Israeli Druze politician (born 1953)

Said Nafa (سعيد نفاع; סעיד נפאע, also Said Naffaa, born 1 April 1953) is an Israeli Arab politician and lawyer. A Druze citizen of Israel, he served as a member of the Knesset for Balad between 2007 and 2013.

==Biography==
Born into a family of the Druze faith in Beit Jann in 1953, Nafa joined the Communist Party of Israel (Maki) at age 14. He studied law at Tel Aviv University, graduating in 1983. In 1989, he was elected to his hometown's local council as a representative of Maki, and also served as mayor and deputy mayor in the 1990s.

Nafa left Maki in 1997, and joined Balad in 1999, along with a large group consisting of other members of the Druze community in Israel.

In 2001, he announced the "Pact of Free Druze", an initiative aimed at ending the conscription of Druze into the Israeli army and promoting the community's identity as an integral part of the Palestinian Arab population in Israel and the Palestinian people at large. Nafa himself is a conscientious objector who was jailed several times for refusing to carry out his army service and four of his sons have also stood trial for refusing to enlist.

Another committee founded by Nafa in 2003 seeks to facilitate contacts between Druze leaders in Israel and elsewhere in the Arab world, principally Syria and Lebanon.

Prior to the 2006 elections Nafa was placed fourth on the Balad list. Although Balad won only three seats in the election, he entered the Knesset on 24 April 2007 as a replacement for party leader Azmi Bishara, who had resigned. He was placed second on the party's list for the 2009 elections, and retained his seat as the party won three mandates.

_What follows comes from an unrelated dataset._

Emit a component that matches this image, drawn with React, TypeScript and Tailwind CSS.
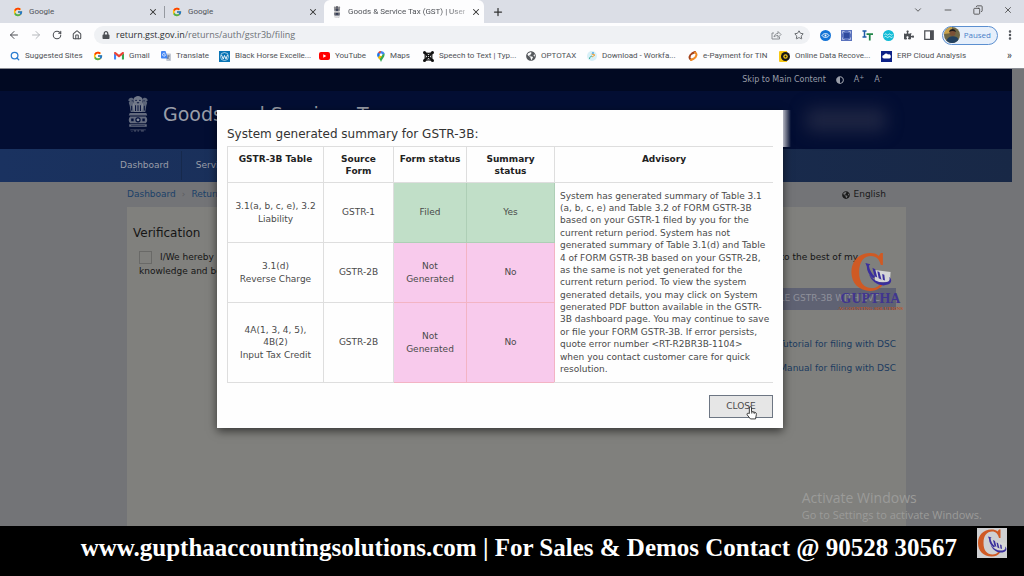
import React from "react";
import {
  ArrowLeft,
  ArrowRight,
  ChevronDown,
  Copy,
  EllipsisVertical,
  House,
  Minus,
  Plus,
  RotateCw,
  Search,
  Star,
  X,
} from "lucide-react";
import { FcGoogle } from "react-icons/fc";
import { FaAdjust, FaGlobeAmericas, FaLock, FaPuzzlePiece } from "react-icons/fa";

const rows = [
  {
    table: ["3.1(a, b, c, e), 3.2", "Liability"],
    source: "GSTR-1",
    form: "Filed",
    summary: "Yes",
    ok: true,
    height: "h-[60px]",
  },
  {
    table: ["3.1(d)", "Reverse Charge"],
    source: "GSTR-2B",
    form: "Not Generated",
    summary: "No",
    ok: false,
    height: "h-[60px]",
  },
  {
    table: ["4A(1, 3, 4, 5),", "4B(2)", "Input Tax Credit"],
    source: "GSTR-2B",
    form: "Not Generated",
    summary: "No",
    ok: false,
    height: "h-[80px]",
  },
];

function GmailIcon() {
  return (
    <svg viewBox="0 0 24 18" className="w-2.5 shrink-0">
      <path d="M0 3v13.500c0 .8.700 1.500 1.500 1.500H5V7z" fill="#4285f4" />
      <path d="M24 3v13.500c0 .8-.7 1.500-1.500 1.500H19V7z" fill="#34a853" />
      <path d="M0 2.500C0 0 2.500-.8 4.500.8L12 6.500 19.500.8C21.500-.8 24 0 24 2.500L23 5 12 13 1 5z" fill="#ea4335" />
    </svg>
  );
}

function TranslateIcon() {
  return (
    <svg viewBox="0 0 20 20" className="w-2.5 shrink-0">
      <path d="M8 5h10.500c.8 0 1.500.7 1.500 1.500V18c0 1-.6 2-1.500 2H11z" fill="#c3c9d4" />
      <path d="M1.500 0H9l5 15H1.500C.7 15 0 14.300 0 13.500v-12C0 .7.700 0 1.500 0z" fill="#4285f4" />
      <path d="M9 7.500H6.500M8.500 5.600A3 3 0 1 0 9 8" stroke="#fff" strokeWidth="1.400" fill="none" />
      <path d="M12 10h6M15 8.500V10c0 3-1.500 5-3 6M13 12l4 5" stroke="#5f6b80" strokeWidth="1.200" fill="none" />
    </svg>
  );
}

function WordpressIcon() {
  return (
    <svg viewBox="0 0 22 22" className="w-[11px] shrink-0">
      <path d="M0 0h22v22H0z" fill="#0b75b5" />
      <circle cx="11" cy="11" r="8" fill="none" stroke="#fff" strokeWidth="1.200" />
      <path d="M5 8l3.500 8L11 9l3 7 3-8" fill="none" stroke="#fff" strokeWidth="1.800" />
    </svg>
  );
}

function YoutubeIcon() {
  return (
    <svg viewBox="0 0 22 16" className="w-[11px] shrink-0">
      <rect width="22" height="16" rx="4" fill="#f00" />
      <path d="M8.500 4.500v7l6-3.500z" fill="#fff" />
    </svg>
  );
}

function MapsIcon() {
  return (
    <svg viewBox="0 0 16 22" className="h-[11px] shrink-0">
      <path d="M8 0a8 8 0 0 0-6 2.800L8 8z" fill="#ea4335" />
      <path d="M8 0a8 8 0 0 1 7.500 5L9 9 6 6z" fill="#4285f4" />
      <path d="M2 2.800C-.6 6-.3 10 2 13l6-6z" fill="#1a73e8" />
      <path d="M2 13L14.800 5C17 11 10 15 8 22c-1-4-3.500-6-6-9z" fill="#34a853" />
      <path d="M2 13l5-6 3 3-5 7z" fill="#fbbc04" />
      <circle cx="8" cy="7.500" r="2.700" fill="#fff" />
    </svg>
  );
}

function KnotIcon() {
  return (
    <svg viewBox="0 0 22 22" className="w-[11px] shrink-0">
      <g fill="none" stroke="#111">
        <path d="M3 3l16 16M19 3L3 19" strokeWidth="4" />
        <path d="M3 3c3 2 13 2 16 0-2 3-2 13 0 16-3-2-13-2-16 0 2-3 2-13 0-16z" strokeWidth="2.500" />
      </g>
      <circle cx="11" cy="11" r="1" fill="#fff" />
      <g fill="#111">
        <circle cx="3" cy="3" r="3" />
        <circle cx="19" cy="3" r="3" />
        <circle cx="3" cy="19" r="3" />
        <circle cx="19" cy="19" r="3" />
      </g>
    </svg>
  );
}

function WorkfaIcon() {
  return (
    <svg viewBox="0 0 20 20" className="w-2.5 shrink-0">
      <circle cx="10" cy="10" r="10" fill="#d8f0f7" />
      <path d="M5 16c0-4 2-5 5-6" stroke="#3fae9a" strokeWidth="2" fill="none" />
      <path d="M9 6l7 2-6 4" stroke="#f0a23a" strokeWidth="2" fill="none" />
      <circle cx="12" cy="4" r="1.800" fill="#4aa3df" />
    </svg>
  );
}

function TinIcon() {
  return (
    <svg viewBox="0 0 20 20" className="w-2.5 shrink-0">
      <path d="M6 17C1 15 3 8 8 5l6-3" fill="none" stroke="#a4441c" strokeWidth="4" strokeLinecap="round" />
      <path d="M14 3c5 2 3 9-2 12l-6 3" fill="none" stroke="#f08a24" strokeWidth="4" strokeLinecap="round" />
    </svg>
  );
}

function DiscIcon() {
  return (
    <svg viewBox="0 0 22 22" className="w-[11px] shrink-0">
      <path d="M2 0h14v22H2a2 2 0 0 1-2-2V2a2 2 0 0 1 2-2z" fill="#f7c815" />
      <circle cx="13" cy="11" r="9" fill="#161616" />
      <circle cx="13" cy="11" r="4.500" fill="#f7c815" />
      <circle cx="13" cy="11" r="2" fill="#161616" />
    </svg>
  );
}

function CloudIcon() {
  return (
    <svg viewBox="0 0 22 22" className="w-[11px] shrink-0">
      <path d="M0 0h22v22H0z" fill="#0d2187" />
      <path d="M6 15a3.500 3.500 0 0 1 0-7 4.500 4.500 0 0 1 8-1 4 4 0 0 1 3 8z" fill="#fff" />
    </svg>
  );
}

const bookmarks = [
  { label: "Suggested Sites", icon: <Search className="size-2.5 text-[#2b7cd0]" strokeWidth={3} />, width: "w-[83px]" },
  { label: "", icon: <FcGoogle className="size-2.5" />, width: "w-[21px]" },
  { label: "Gmail", icon: <GmailIcon />, width: "w-[47px]" },
  { label: "Translate", icon: <TranslateIcon />, width: "w-[58px]" },
  { label: "Black Horse Excelle...", icon: <WordpressIcon />, width: "w-[100px]" },
  { label: "YouTube", icon: <YoutubeIcon />, width: "w-[58px]" },
  { label: "Maps", icon: <MapsIcon />, width: "w-[46px]" },
  { label: "Speech to Text | Typ...", icon: <KnotIcon />, width: "w-[103px]" },
  { label: "OPTOTAX", icon: <FaGlobeAmericas className="size-2.5 text-[#55585c]" />, width: "w-[61px]" },
  { label: "Download - Workfa...", icon: <WorkfaIcon />, width: "w-[101px]" },
  { label: "e-Payment for TIN", icon: <TinIcon />, width: "w-[91px]" },
  { label: "Online Data Recove...", icon: <DiscIcon />, width: "w-[102px]" },
  { label: "ERP Cloud Analysis", icon: <CloudIcon />, width: "w-[90px]" },
];

function Emblem({ className }: { className: string }) {
  return (
    <svg viewBox="0 0 44 74" className={className} fill="currentColor">
      <path d="M16 2c4-2.500 8-2.500 12 0 3 2 4 5 3 9l2 9-3 13H14l-3-13 2-9c-1-4 0-7 3-9z" opacity=".85" />
      <path d="M3 6c4-4 9-2 10 1l-1 6 3 8-1 12H7L5 20 3 14l2-3-3-1zM41 6c-4-4-9-2-10 1l1 6-3 8 1 12h7l2-13 2-6-2-3 3-1z" opacity=".7" />
      <path d="M5 35h34l2 5H3zM6 42h32c4 4 4 10 0 14H6c-4-4-4-10 0-14zM4 58h36v5H4z" opacity=".75" />
      <g fill="#04103a">
        <circle cx="18" cy="9" r="1.500" />
        <circle cx="26" cy="9" r="1.500" />
        <path d="M19 13h6l-3 3zM16 19h2v12h-2zM21 19h2v12h-2zM26 19h2v12h-2zM9 9h3v2H9zM33 9h3v2h-3zM8 20h2v10H8zM34 20h2v10h-2z" />
        <circle cx="22" cy="49" r="5.500" />
        <path d="M8 46h5v6H8zM31 46h5v6h-5zM8 60h28v1H8z" />
      </g>
      <circle cx="22" cy="49" r="3" />
      <path d="M6 69h32v1.500H6zM8 72h3v1H8zM14 71h4v2h-4zM21 71h3v2h-3zM28 71h6v2h-6z" opacity=".6" />
    </svg>
  );
}

// Serif-style C ring with falling bars and a swoosh inside
function GupthaMark({ className }: { className: string }) {
  return (
    <svg viewBox="0 0 60 60" className={className}>
      <path
        d="M44 20h3V3h-3l-3 4C38 4 34 3 29 3 13 3 2 14 2 30s11 27 27 27c8 0 14-3 18-9l-3-2c-3 5-8 7-13 7-11 0-18-8-18-23S20 7 30 7c8 0 12 5 14 13z"
        className="fill-[#cf5a24]"
      />
      <path d="M35 27l23 3-1 14-21 1z" className="fill-[#d4d5d6]" />
      <path d="M22 17l7 2-2 2c1 6 4 12 9 16l-3 2c-6-5-9-11-9-17z" fill="#3a2f9c" />
      <path d="M32 24l4 2 3 12-4-2zM39 29l3 1 3 11-4-2zM46 33l3 1 1 8-3-1z" fill="#3a2f9c" />
      <path d="M27 33c7 11 18 14 27 11 3-2 3-4 2-7 5 4 3 9-2 11-11 4-23-3-27-15z" fill="#3a2f9c" />
    </svg>
  );
}

function TabStrip() {
  return (
    <div className="flex h-[23px] items-stretch bg-[#dbdee6] pl-1.5">
      {[0, 1].map((n) => (
        <div key={n} className={`flex w-[159px] items-center gap-1.5 pl-[7px] ${n === 0 ? "" : "pr-1.5"}`}>
          <FcGoogle className="size-2.5" />
          <span className="flex-1">Google</span>
          <button aria-label="Close tab">
            <X className="size-2.5 text-[#333]" strokeWidth={2.5} />
          </button>
          {n === 0 && <span className="h-3 w-px bg-[#9599a0]" />}
        </div>
      ))}
      <div className="flex w-[160px] items-center gap-1.5 rounded-t-md bg-[#fdfdfe] px-2">
        <Emblem className="h-3 w-2.5 shrink-0 text-[#5c5c60]" />
        <span className="flex-1 whitespace-nowrap [mask-image:linear-gradient(to_right,black_85%,#0006)]">
          Goods &amp; Service Tax (GST) | User
        </span>
        <button aria-label="Close tab">
          <X className="size-2.5 text-[#333]" strokeWidth={2.5} />
        </button>
      </div>
      <button aria-label="New tab" className="px-2">
        <Plus className="size-3 text-[#333]" strokeWidth={2.5} />
      </button>
      <div className="ml-auto flex items-center gap-5 pb-1 pr-[11px] text-[#444]">
        <ChevronDown className="size-2.5" />
        <Minus className="size-2.5" />
        <Copy className="size-2.5 -scale-x-100" />
        <X className="size-2.5" />
      </div>
    </div>
  );
}

function Toolbar() {
  return (
    <div className="flex h-6 items-center bg-[#fdfdfe] pl-2 pr-2 text-[#4c4f54]">
      <div className="flex w-[86px] items-center gap-2.5">
        <button aria-label="Back"><ArrowLeft className="size-3" /></button>
        <button aria-label="Forward" className="text-[#b5b8bc]"><ArrowRight className="size-3" /></button>
        <button aria-label="Reload"><RotateCw className="size-2.5" strokeWidth={2.5} /></button>
        <button aria-label="Home"><House className="size-2.5" strokeWidth={2.5} /></button>
      </div>
      <div className="flex h-[18px] flex-1 items-center gap-1.5 rounded-full bg-[#eff1f4] pl-2 pr-1.5">
        <FaLock className="size-2" />
        <span className="flex-1 font-['Open_Sans',sans-serif] text-[9px] text-[#6c7075]">
          <span className="text-[#2c2e31]">return.gst.gov.in</span>/returns/auth/gstr3b/filing
        </span>
        <svg viewBox="0 0 22 20" className="mr-1.5 w-[11px]" fill="none" stroke="#808489" strokeWidth="1.800">
          <path d="M6 6H2v12h15v-4" />
          <path d="M6 14c1-5 4-7 8-7V3l6 6-6 6v-4c-4 0-6 1-8 3z" />
        </svg>
        <Star className="size-2.5" />
      </div>
      <div className="flex items-center gap-2.5 pl-2.5">
        <svg viewBox="0 0 22 22" className="w-[11px]">
          <circle cx="11" cy="11" r="11" fill="#1473d6" />
          <path d="M4 11c3-5 11-5 14 0-3 5-11 5-14 0z" fill="none" stroke="#fff" strokeWidth="2" />
          <circle cx="11" cy="11" r="2" fill="#fff" />
        </svg>
        <svg viewBox="0 0 22 22" className="w-[11px]">
          <path d="M0 0h22v22H0z" fill="#5a72bd" />
          <path d="M6 6h11v10H6z" fill="#2f4a9e" />
          <path d="M3 7V3h4M15 3h4v4M19 15v4h-4M7 19H3v-4" stroke="#c8d2ee" strokeWidth="1.500" fill="none" />
        </svg>
        <svg viewBox="0 0 22 22" className="w-[11px]" fill="none">
          <path d="M1 2h8M1 14h8M5 2v12" stroke="#1d5ba8" strokeWidth="3" />
          <path d="M9 8h13M15.500 8v13" stroke="#22864a" strokeWidth="3.500" />
        </svg>
        <svg viewBox="0 0 22 22" className="w-[11px]">
          <circle cx="11" cy="11" r="11" fill="#12bcd6" />
          <path d="M3 9c4-4 5 4 8 0s5 4 8 0M3 14c4-4 5 4 8 0s5 4 8 0" fill="none" stroke="#d6f7fb" strokeWidth="2" />
        </svg>
        <FaPuzzlePiece className="size-2.5" />
        <svg viewBox="0 0 20 20" className="w-2.5">
          <path d="M1.500 1.500h17v17h-17z" fill="none" stroke="#4c4f54" strokeWidth="2.500" />
          <path d="M12 2h6v16h-6z" fill="#4c4f54" />
        </svg>
      </div>
      <button className="ml-2 flex h-[19px] items-center gap-1 rounded-full border border-[#5b8fd0] bg-[#e6effb] pl-px pr-1.5 font-['Open_Sans',sans-serif] text-[#4a80c8]">
        <svg viewBox="0 0 32 32" className="size-4">
          <circle cx="16" cy="16" r="16" fill="#6f6846" />
          <path d="M0 14A16 16 0 0 1 16 0v12z" fill="#caa34b" />
          <circle cx="17" cy="12" r="6" fill="#7b5136" />
          <path d="M10 10c1-8 13-8 14 0-5-3-9-3-14 0z" fill="#1c1a1c" />
          <path d="M5 27c3-11 21-11 24-2-6 9-18 9-24 2z" fill="#23415f" />
        </svg>
        Paused
      </button>
      <button aria-label="Menu" className="ml-auto pl-1.5">
        <EllipsisVertical className="size-3" strokeWidth={3} />
      </button>
    </div>
  );
}

function Bookmarks() {
  return (
    <nav className="flex h-[21px] items-center bg-[#fdfdfe] pb-[3px] pl-2.5 text-[#4f5256]">
      {bookmarks.map((b) => (
        <a key={b.label} href="#" aria-label={b.label || "Google"} className={`flex items-center gap-[5px] whitespace-nowrap ${b.width}`}>
          {b.icon}
          {b.label}
        </a>
      ))}
      <span className="ml-auto pr-3 text-[10px] font-semibold leading-none">»</span>
    </nav>
  );
}

function PortalHeader() {
  return (
    <header className="mr-3 text-[#999da8]">
      <div className="flex h-[22px] items-center justify-end gap-2.5 bg-[#010922] pr-[130px] text-[8px]">
        <a href="#main">Skip to Main Content</a>
        <FaAdjust className="size-2" />
        <button>A<sup>+</sup></button>
        <button>A<sup>-</sup></button>
      </div>
      <div className="flex h-[58px] items-center justify-between bg-[#030e33] pl-[127px] pr-[126px]">
        <div className="flex items-center gap-3.5 pb-3">
          <Emblem className="h-9 w-[22px] text-[#858b98]" />
          <h1 className="text-[19px] leading-none">Goods and Services Tax</h1>
        </div>
        <div className="h-6 w-[80px] rounded-md bg-[#1d2442] blur-sm" />
      </div>
      <nav className="flex h-[33px] items-center bg-linear-to-r from-[#1a3260] to-[#182846] pl-[120px]">
        <a href="#" className="border-r border-[#16294c] py-2 pr-3">Dashboard</a>
        <a href="#" className="px-3.5">Services</a>
      </nav>
    </header>
  );
}

function SummaryDialog() {
  return (
    <div
      role="dialog"
      aria-labelledby="summary-title"
      className="relative w-[566px] bg-[#fefefe] px-2.5 pb-2.5 pt-4 text-[#4a4a4a] shadow-[0_3px_9px_rgba(0,0,0,0.6)]"
    >
      <div className="absolute left-full top-0 h-[37px] w-2 bg-linear-to-r from-[#b4b6c2] to-transparent" />
      <h2 id="summary-title" className="pb-1 text-[12px] leading-4 text-[#333]">
        System generated summary for GSTR-3B:
      </h2>
      <table className="w-full table-fixed border-collapse border border-r-0 border-[#dedede] text-center leading-snug">
        <thead>
          <tr className="h-9 align-top text-[#222]">
            <th className="w-24 border border-[#dedede] px-1 pt-1.5">GSTR-3B Table</th>
            <th className="w-[70px] border border-[#dedede] px-3 pt-1.5">Source Form</th>
            <th className="w-[73px] border border-[#dedede] pt-1.5">Form status</th>
            <th className="w-[88px] border border-[#dedede] px-4 pt-1.5">Summary status</th>
            <th className="border-y border-[#dedede] pt-1.5">Advisory</th>
          </tr>
        </thead>
        <tbody>
          {rows.map((row, i) => (
            <tr key={row.table[0]} className={row.height}>
              <td className="border border-[#dedede]">
                {row.table.map((line) => (
                  <div key={line}>{line}</div>
                ))}
              </td>
              <td className="border border-[#dedede]">{row.source}</td>
              <td className={`border px-2 ${row.ok ? "border-[#aecfb6] bg-[#c1dfc8]" : "border-[#f3b4c4] bg-[#f8caec]"}`}>
                {row.form}
              </td>
              <td className={`border px-2 ${row.ok ? "border-[#aecfb6] bg-[#c1dfc8]" : "border-[#f3b4c4] bg-[#f8caec]"}`}>
                {row.summary}
              </td>
              {i === 0 && (
                <td rowSpan={3} className="border-y border-[#dedede] pl-[5px] text-left">
                  System has generated summary of Table 3.1 (a, b, c, e) and Table 3.2 of FORM GSTR-3B
                  based on your GSTR-1 filed by you for the current return period. System has not
                  generated summary of Table 3.1(d) and Table 4 of FORM GSTR-3B based on your GSTR-2B,
                  as the same is not yet generated for the current return period. To view the system
                  generated details, you may click on System generated PDF button available in the
                  GSTR-3B dashboard page. You may continue to save or file your FORM GSTR-3B. If error
                  persists, quote error number &lt;RT-R2BR3B-1104&gt;
                  <br />
                  when you contact customer care for quick resolution.
                </td>
              )}
            </tr>
          ))}
        </tbody>
      </table>
      <div className="flex justify-end pt-3">
        <button className="h-[23px] w-16 border border-[#6d7683] bg-[#e6e6e6]">CLOSE</button>
      </div>
      <svg viewBox="0 0 20 26" className="absolute bottom-2 right-[26px] h-[14px] w-[11px]">
        <path
          d="M6 14V3.500a2 2 0 0 1 4 0V10l7 2c2 .5 2.500 2 2 4l-1.500 8H8L2 16.500c-1.500-2.500 1-4 4-2.500z"
          fill="#fff"
          stroke="#222"
          strokeWidth="1.600"
        />
        <path d="M10 10v4M13 11v3M16 12v3" stroke="#222" strokeWidth="1.200" />
      </svg>
    </div>
  );
}

export default function App() {
  return (
    <div className="flex min-h-screen flex-col bg-black">
      <div className="border-b border-[#8b8d94] font-[Roboto,sans-serif] text-[8px] text-[#505358]">
        <TabStrip />
        <Toolbar />
        <Bookmarks />
      </div>

      <div className="relative flex flex-1 flex-col bg-[#737477] font-['DejaVu_Sans',sans-serif] text-[9px]">
        <PortalHeader />
        <main id="main" className="flex flex-1 flex-col pl-[127px] pr-[118px]">
          <div className="flex h-[25px] items-center justify-between pr-5">
            <div className="flex items-center gap-1.5 text-[#1b4169]">
              <a href="#">Dashboard</a>
              <span className="text-[#5c5d60]">›</span>
              <a href="#">Returns</a>
            </div>
            <span className="flex items-center gap-1 text-[#1a1a1a]">
              <FaGlobeAmericas className="size-2" />
              English
            </span>
          </div>

          <div className="flex-1 bg-[#80807d] px-1.5 pt-[18px] text-[#151515]">
            <h2 className="text-[12px] leading-4">Verification</h2>
            <div className="px-1.5 pt-2.5">
              <div className="flex items-center justify-between pr-9">
                <label className="flex items-center gap-2">
                  <input type="checkbox" className="size-[13px] appearance-none border border-[#696967]" />
                  I/We hereby
                </label>
                <span>to the best of my</span>
              </div>
              <p>knowledge and belief</p>
            </div>
            <div className="flex flex-col items-end pr-1 pt-2.5">
              <button className="h-[22px] bg-[#5f6273] px-4 text-[#8f919b]">FILE GSTR-3B WITH EVC</button>
              <a href="#" className="pt-7 leading-3 text-[#1b3b60]">Tutorial for filing with DSC</a>
              <a href="#" className="pt-3 leading-3 text-[#1b3b60]">Manual for filing with DSC</a>
            </div>
          </div>
        </main>

        <div className="absolute right-[124px] top-[182px] flex w-[59px] flex-col items-center font-['Liberation_Serif',serif] font-bold">
          <GupthaMark className="size-[42px]" />
          <span className="text-[14px] leading-3 text-[#40358f]">GUPTHA</span>
          <span className="whitespace-nowrap text-[5px] leading-[7px] text-[#bd5224]">ACCOUNTING SOLUTIONS</span>
        </div>

        <div className="absolute bottom-1 right-[42px] font-['Open_Sans',sans-serif] text-[#9b9b99]">
          <div className="text-[14px] leading-5">Activate Windows</div>
          <div className="text-[11px] leading-[14px]">Go to Settings to activate Windows.</div>
        </div>

        <div className="absolute inset-x-0 top-[41px] flex justify-center pr-6">
          <SummaryDialog />
        </div>
      </div>

      <footer className="flex h-[50px] items-start justify-end gap-5 rounded-md bg-black pr-[17px] pt-0.5 font-['Liberation_Serif',serif] text-[25px] font-bold text-white">
        <p className="whitespace-nowrap leading-10">
          www.gupthaaccountingsolutions.com | For Sales &amp; Demos Contact @ 90528 30567
        </p>
        <div className="bg-[#cfd0d2]">
          <GupthaMark className="size-[30px]" />
        </div>
      </footer>
    </div>
  );
}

In the end of February 2012, Nafa was a guest of honor in a rally supporting Bashar al-Assad and his government in Syria. He stated that he came to support the administration and to condemn the foreign coalition that was formed to prevent Assad's reform attempts. He also said that the western coalition made up the genocide and is responsible for the death of Syrian children, by supplying weapons to the gangs. According to Israeli prosecutors, Nafa also met with Talal Naji, the Secretary-General of the PFLP-GC while in Syria.

In December 2011, Nafa was indicted for illegally entering an enemy state and contacting a foreign agent.

Nafa did not contest the 2013 elections and subsequently lost his Knesset seat.

On April 6, 2014, Nafa was convicted of illegally entering an enemy state and on one count of contact with a foreign agent. He was acquitted of a second count of contacting a foreign agent. On September 4, 2014, he was sentenced to one year in prison.

Nafa lives in Beit Jann and is married with nine children.